The ultimate failure of modern architecture is not that it was incapable of producing beautiful works of individual art. There have been plenty of those, pace Professor Curl. The real drawback is that while the Modern Movement effectively suppressed an architectural language that had taken hundreds of years to evolve, it proved incapable of developing a successful substitute, the weak-kneed antics of Postmodernism notwithstanding. The strength of pre-modern architecture was that it provided a rich variety of modes of expression. It permitted complicated things to be said in complicated ways, and simpler things in simpler ways, analogous to the spoken language, which can be used to write drama and poetry or instruction booklets.
Moreover, the pre-modern architectural language could be easily learned—it didn’t require immense talent or an inordinate amount of training.

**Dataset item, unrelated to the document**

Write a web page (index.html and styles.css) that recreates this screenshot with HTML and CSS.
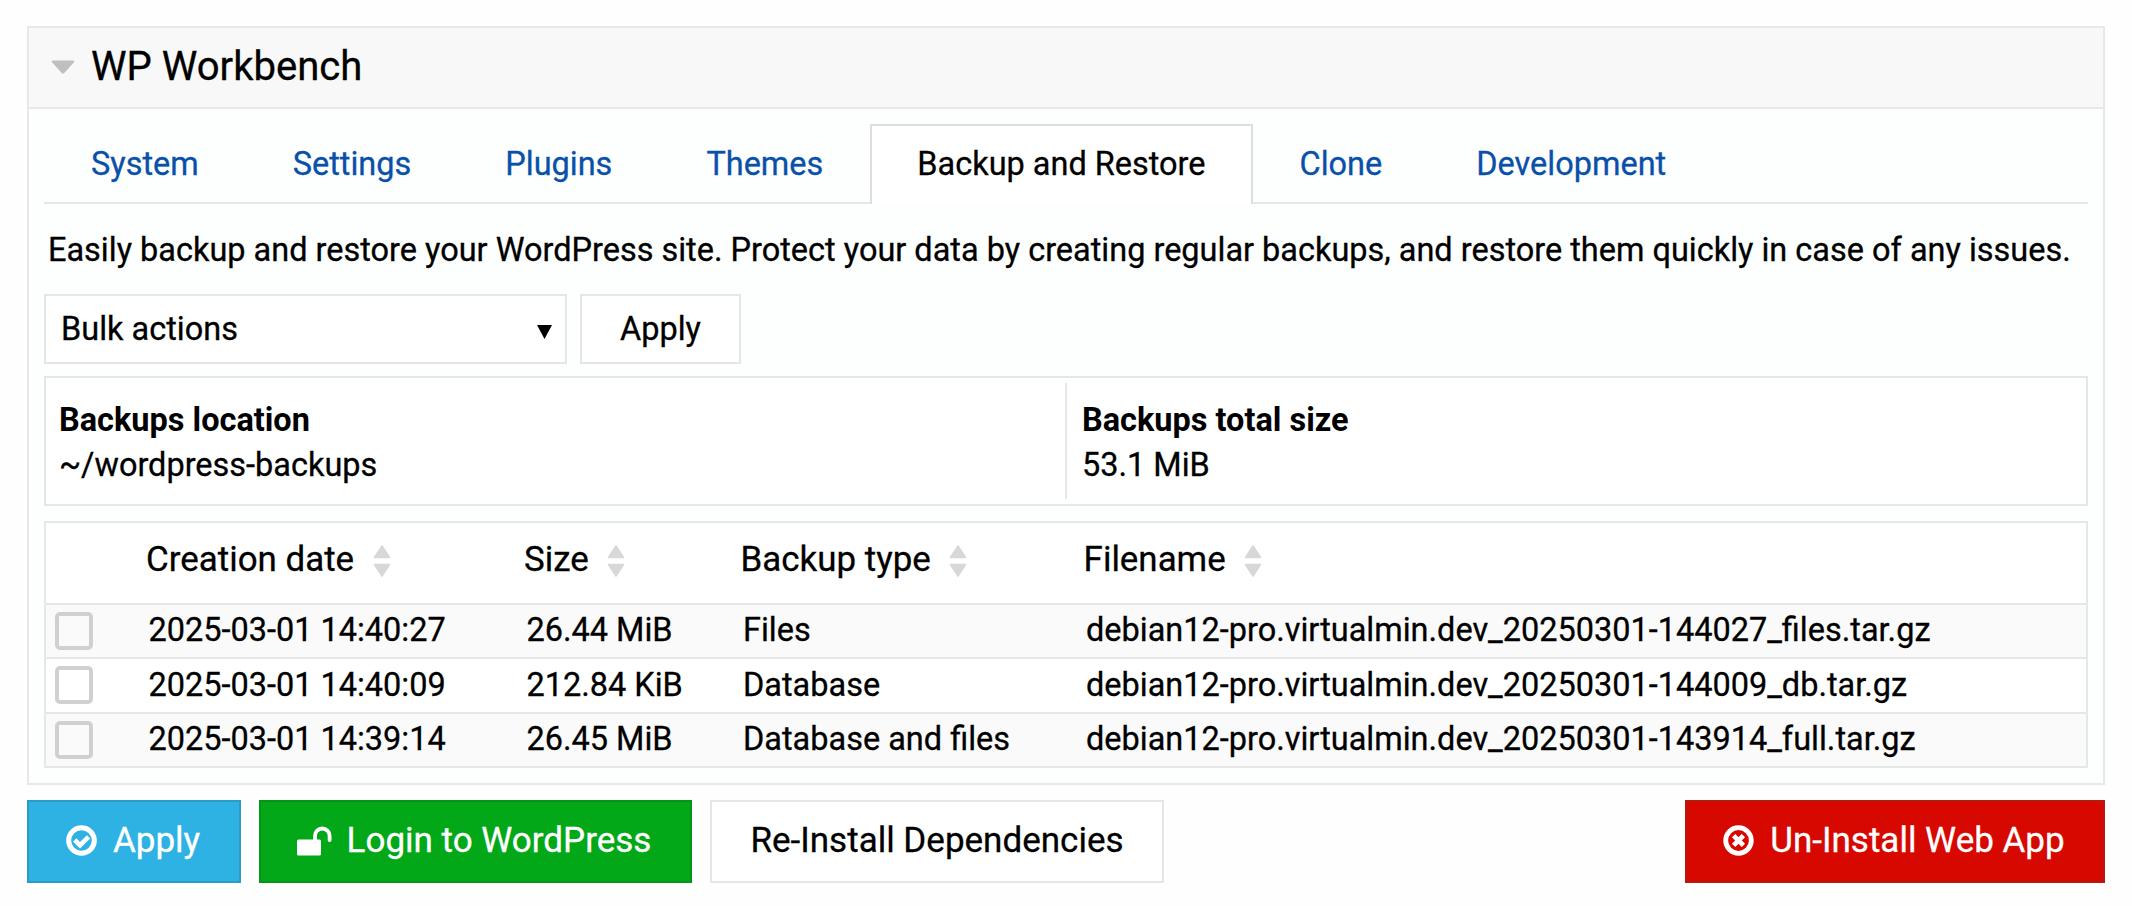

Irwin T. Catharine, who designed the Board of Education Building in Logan Square, did not go to the École des Beaux-Arts like George Howe and Raymond Hood (Catharine attended a night school), or win the AIA Gold Medal like Bertram Goodhue. He spent his entire career at the Board of Education, where he started as a draftsman and rose to be chief architect. On his watch—1918–37—Philadelphia built more than a hundred new public schools; Catharine designed them all. He worked in a variety of accepted styles—simplified Collegiate Gothic, Stripped Classical, Moderne—using traditional materials, brick, and limestone, and traditional details. There was usually some ornament, not a lot but enough to please the eye. Nothing earth-shaking, yet almost all of these modest buildings have found their way onto the National Register of Historic Places. This is not so much a mark of architectural prowess as a recognition that such buildings represent something precious that has been lost.